A March 14 editorial in the Australian, Rupert Murdoch’s national flagship, assessed that the Liberal-National “partnership is fraying.” It stated: “If it aspires to govern, the undeniable challenge for the Coalition is to reconcile its current differences, stick together and promote policies that are in the national interest. That task may be more difficult than it looks. The forces working against the Coalition are structural, economic, demographic, ideological, and relentless.”

Labor Party leader Bill Shorten this week tried to depict the election as a “referendum on wages,” saying his government would consider asking the Fair Work Commission, the industrial tribunal established by the last Labor government, to institute a minimal “living wage” above the poverty line.

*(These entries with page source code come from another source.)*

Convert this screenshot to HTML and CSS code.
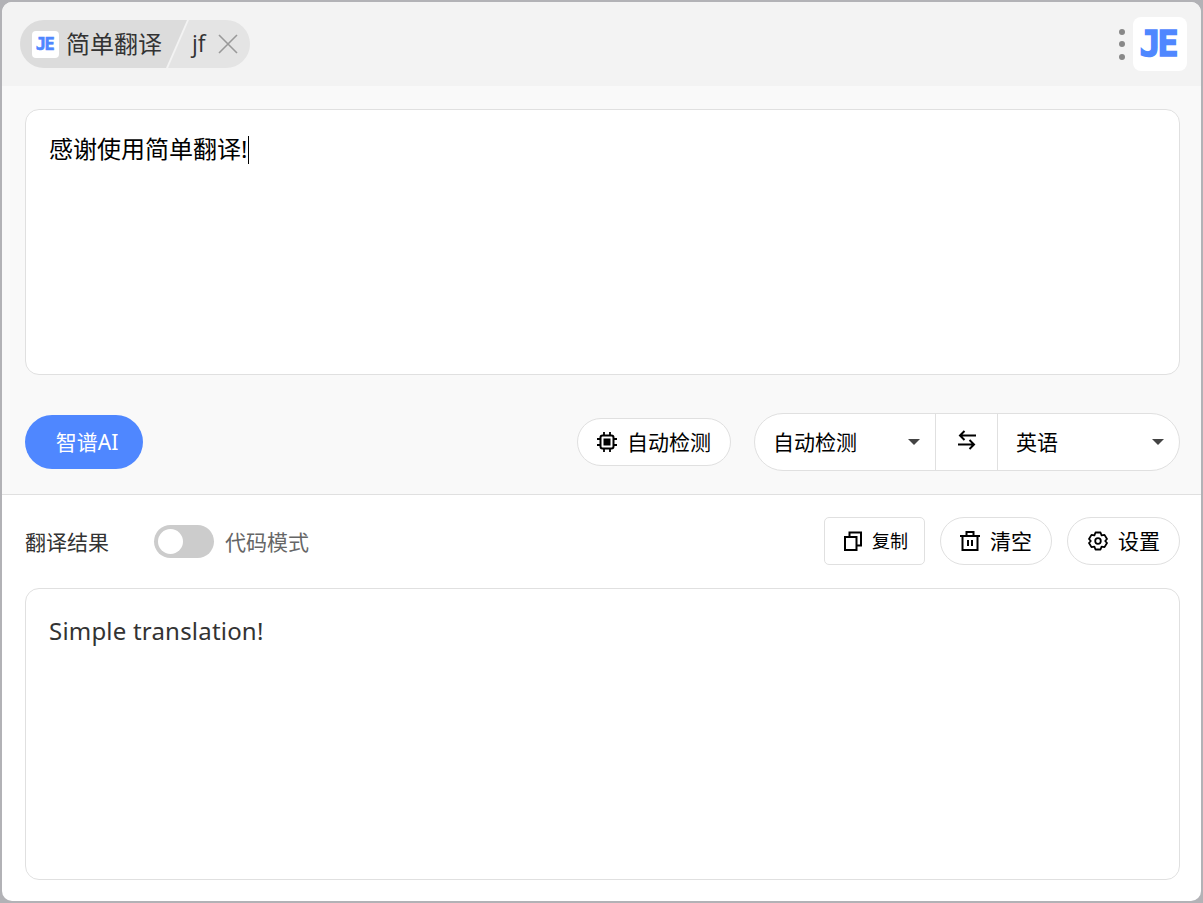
FILE: index.html
```html
<!DOCTYPE html>
<html lang="zh-CN">
<head>
    <meta charset="UTF-8">
    <title>简单翻译</title>
    <link rel="stylesheet" href="styles.css">
</head>
<body>

<div class="window">
    <header class="topbar">
        <div class="tab">
            <div class="tab-main">
                <span class="logo logo-small">JE</span>
                <span class="tab-name">简单翻译</span>
            </div>
            <div class="tab-key">
                <span class="tab-name tab-shortcut">jf</span>
                <svg class="tab-close" viewBox="0 0 20 20" width="20" height="20"><path d="M1 1 19 19M19 1 1 19"/></svg>
            </div>
        </div>
        <div class="topbar-right">
            <div class="dots"><i></i><i></i><i></i></div>
            <span class="logo logo-big">JE</span>
        </div>
    </header>

    <section class="input-panel">
        <div class="text-box input-box">感谢使用简单翻译!<span class="caret"></span></div>
        <div class="toolbar">
            <button class="engine-btn">智谱AI</button>
            <div class="toolbar-right">
                <button class="chip chip-narrow">
                    <svg viewBox="0 0 20 20" width="20" height="20">
                        <rect x="3.500" y="3.500" width="13" height="13" rx="2" fill="none" stroke="#000" stroke-width="2"/>
                        <rect x="6.500" y="6.500" width="7" height="7" fill="#000"/>
                        <path d="M7 0v3M13 0v3M7 17v3M13 17v3M0 7h3M0 13h3M17 7h3M17 13h3" stroke="#000" stroke-width="1.800"/>
                    </svg>
                    <span class="label">自动检测</span>
                </button>
                <div class="lang-picker">
                    <div class="lang lang-from"><span class="label">自动检测</span><i class="arrow"></i></div>
                    <div class="swap">
                        <svg viewBox="0 0 20 20" width="20" height="20"><path d="M19 5.500H3M7.500 1 3 5.500 7.500 10M1 14.500H17M12.500 10 17 14.500 12.500 19" fill="none" stroke="#000" stroke-width="2"/></svg>
                    </div>
                    <div class="lang lang-to"><span class="label">英语</span><i class="arrow"></i></div>
                </div>
            </div>
        </div>
    </section>

    <section class="result-panel">
        <div class="result-head">
            <span class="result-title">翻译结果</span>
            <div class="toggle"><i></i></div>
            <span class="toggle-label">代码模式</span>
            <div class="actions">
                <button class="chip copy-btn">
                    <svg viewBox="0 0 20 20" width="20" height="20"><path d="M2 6h11.500V19H2zM6.500 6V1.500H18V14.500h-4.500" fill="none" stroke="#000" stroke-width="2"/></svg>
                    <span class="label">复制</span>
                </button>
                <button class="chip chip-narrow">
                    <svg viewBox="0 0 20 20" width="20" height="20"><path d="M0 5h20M6.500 5V1h7V5M2.500 5v14h15V5M8 9v6M12 9v6" fill="none" stroke="#000" stroke-width="2"/></svg>
                    <span class="label">清空</span>
                </button>
                <button class="chip">
                    <svg viewBox="0 0 20 20" width="20" height="20"><path d="M7.500 1.500h5L13.600 4.300 16.500 3.900 19 8 17.200 10 19 12 16.500 16.100 13.600 15.700 12.500 18.500h-5L6.400 15.700 3.500 16.100 1 12 2.800 10 1 8 3.500 3.900 6.400 4.300Z" fill="none" stroke="#000" stroke-width="1.800" stroke-linejoin="round"/><circle cx="10" cy="10" r="2.800" fill="none" stroke="#000" stroke-width="1.800"/></svg>
                    <span class="label">设置</span>
                </button>
            </div>
        </div>
        <div class="text-box output-box">Simple translation!</div>
    </section>
</div>

</body>
</html>
```

FILE: styles.css
```css
* {
    box-sizing: border-box;
}
html, body {
    height: 100%;
}
body {
    margin: 0;
    padding: 2px;
    overflow: hidden;
    background-color: #b2b2b6;
    font-family: "Noto Sans", "Noto Sans CJK SC", sans-serif;
    font-size: 21px;
    color: #000;
}
button {
    font: inherit;
    color: inherit;
    cursor: pointer;
}
.window {
    height: 100%;
    display: flex;
    flex-direction: column;
    background: white;
    border-radius: 10px;
    overflow: hidden;
}

/* top bar */
.topbar {
    height: 84px;
    flex: none;
    display: flex;
    align-items: center;
    justify-content: space-between;
    padding: 0 14px 0 18px;
    background-color: #f3f3f3;
}
.tab {
    display: flex;
    height: 48px;
    width: 230px;
    border-radius: 24px;
    overflow: hidden;
    font-size: 24px;
    color: #333;
}
.tab-main {
    width: 167px;
    display: flex;
    align-items: center;
    gap: 7px;
    padding-left: 12px;
    background-color: #dcdcdc;
    clip-path: polygon(0 0, 100% 0, calc(100% - 21px) 100%, 0 100%);
}
.tab-key {
    flex: 1;
    margin-left: -19px;
    display: flex;
    align-items: center;
    gap: 12px;
    padding-left: 24px;
    background-color: #e4e4e4;
    clip-path: polygon(21px 0, 100% 0, 100% 100%, 0 100%);
}
.tab-name {
    margin-bottom: 3px;
}
.tab-shortcut {
    font-size: 23px;
    font-family: "Open Sans", sans-serif;
}
.tab-close path {
    fill: none;
    stroke: #999;
    stroke-width: 1.600;
}
.logo {
    display: flex;
    align-items: center;
    justify-content: center;
    flex: none;
    background: white;
    color: #4f87ff;
    font-family: "DejaVu Sans Mono", monospace;
    font-weight: bold;
}
.logo-small {
    width: 27px;
    height: 27px;
    padding-right: 2px;
    border-radius: 4px;
    font-size: 17px;
    letter-spacing: -1.500px;
    -webkit-text-stroke: 0.600px #4f87ff;
}
.logo-big {
    width: 54px;
    height: 54px;
    padding-right: 5px;
    border-radius: 8px;
    font-size: 35px;
    letter-spacing: -3px;
    -webkit-text-stroke: 1.500px #4f87ff;
}
.topbar-right {
    display: flex;
    align-items: center;
    gap: 8px;
}
.dots {
    display: flex;
    flex-direction: column;
    gap: 6.500px;
}
.dots i {
    width: 6px;
    height: 6px;
    border-radius: 50%;
    background-color: #888;
}

/* input */
.input-panel {
    flex: none;
    padding: 23px 21px 23px 23px;
    background-color: #f9f9f9;
    border-bottom: 1px solid #e0e0e0;
}
.text-box {
    background: white;
    border: 1px solid #e0e0e0;
    border-radius: 14px;
    padding: 22px 23px;
    font-size: 24px;
    line-height: 33px;
}
.input-box {
    height: 266px;
}
.caret {
    display: inline-block;
    width: 1px;
    height: 28px;
    margin-left: 1px;
    vertical-align: -6px;
    background-color: #000;
}
.toolbar {
    margin-top: 38px;
    display: flex;
    align-items: center;
    justify-content: space-between;
}
.toolbar-right {
    display: flex;
    align-items: center;
    gap: 23px;
}
.engine-btn {
    width: 118px;
    height: 54px;
    padding: 0 0 2px 6px;
    border: none;
    border-radius: 27px;
    background-color: #4f87ff;
    color: white;
}
.chip {
    height: 48px;
    display: flex;
    align-items: center;
    gap: 10px;
    padding: 0 19px 0 20px;
    background: white;
    border: 1px solid #e0e0e0;
    border-radius: 24px;
    white-space: nowrap;
}
.chip-narrow {
    padding-left: 19px;
}
.label {
    margin-bottom: 2px;
}
.lang-picker {
    width: 426px;
    height: 58px;
    display: flex;
    background: white;
    border: 1px solid #e0e0e0;
    border-radius: 29px;
}
.lang {
    display: flex;
    align-items: center;
    justify-content: space-between;
    padding: 0 15px 0 18px;
}
.lang-from {
    width: 180px;
    padding-left: 18px;
}
.lang-to {
    flex: 1;
    padding-left: 18px;
}
.arrow {
    width: 0;
    height: 0;
    border-left: 6.500px solid transparent;
    border-right: 6.500px solid transparent;
    border-top: 6px solid #444;
}
.swap {
    width: 63px;
    flex: none;
    display: flex;
    align-items: center;
    justify-content: center;
    padding-bottom: 4px;
    border-left: 1px solid #e0e0e0;
    border-right: 1px solid #e0e0e0;
}

/* result */
.result-panel {
    flex: 1;
    min-height: 0;
    display: flex;
    flex-direction: column;
    padding: 22px 21px 21px 23px;
}
.result-head {
    height: 48px;
    flex: none;
    display: flex;
    align-items: center;
    margin-bottom: 23px;
}
.result-title {
    color: #333;
}
.toggle {
    width: 60px;
    height: 33px;
    margin: 0 11px 0 45px;
    padding: 4px;
    border-radius: 17px;
    background-color: #ccc;
}
.toggle i {
    display: block;
    width: 25px;
    height: 25px;
    border-radius: 50%;
    background: white;
}
.toggle-label {
    color: #666;
}
.actions {
    margin-left: auto;
    display: flex;
    gap: 15px;
}
.copy-btn {
    border-radius: 5px;
    font-size: 18px;
    gap: 9px;
    padding: 0 16px 0 18px;
}
.output-box {
    flex: 1;
    padding-top: 25px;
    letter-spacing: 0.200px;
    color: #333;
}
```
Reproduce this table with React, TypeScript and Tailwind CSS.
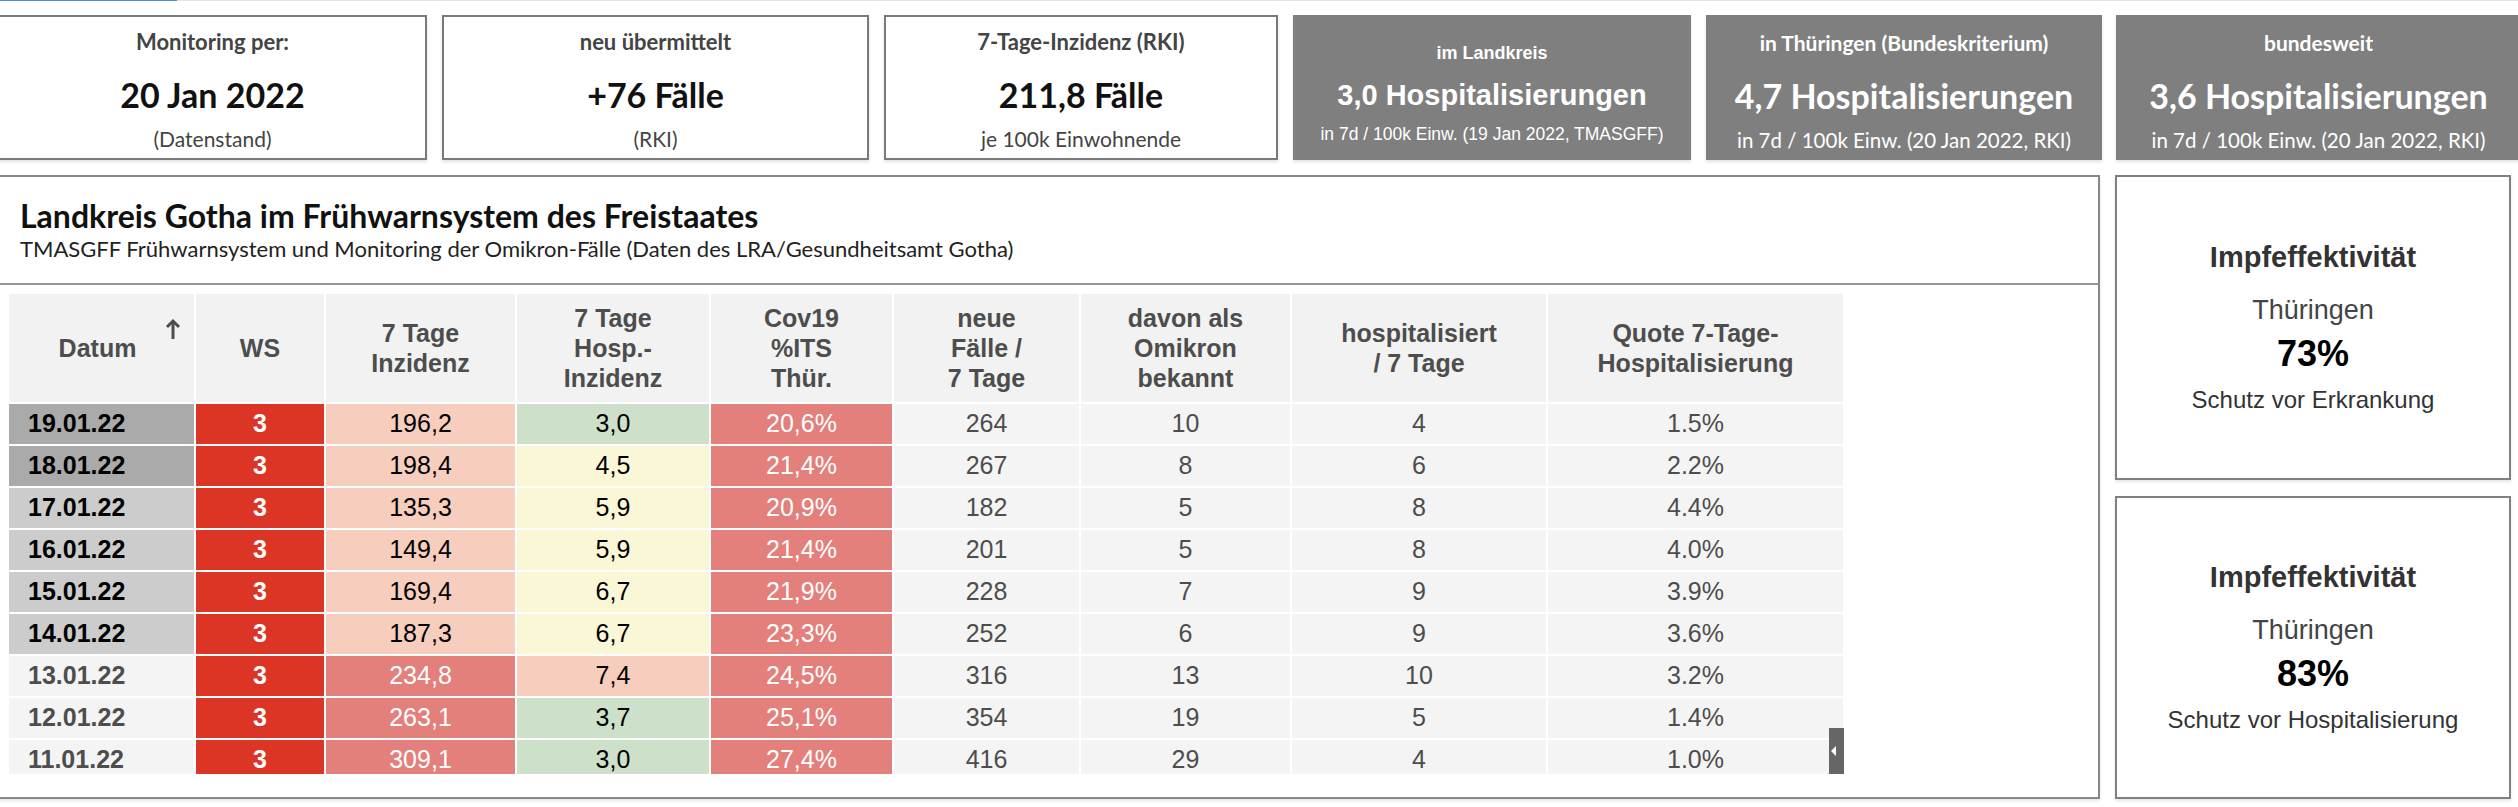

This proposal would seek to head off a rebellion in the working class and help the trade unions subordinate workers to the profit interests of employers, as they have done ever since the “Accords” struck between the unions and the Hawke-Keating government during the 1980s.

Since the 1980s, however, the gap between the obscene wealth of the corporate elite and the deteriorating conditions of working people has widened immensely. The growth of social inequality has only accelerated since the 2008–2009 global financial crisis. According to calculations by Guardian economics correspondent Greg Jericho, household incomes have fallen in real terms since March 2015. From mid-2016 alone, corporate profits have risen 43 percent, while wages have risen just 8 percent.

These figures understate the true social polarisation, because they are based on average wage statistics that provide no picture of the gulf between executive salaries and the low pay of increasingly casualised and contract workers.

This class chasm has created the objective conditions for the eruption of bitter class struggle in Australia, as is already taking place in numerous other countries around the world.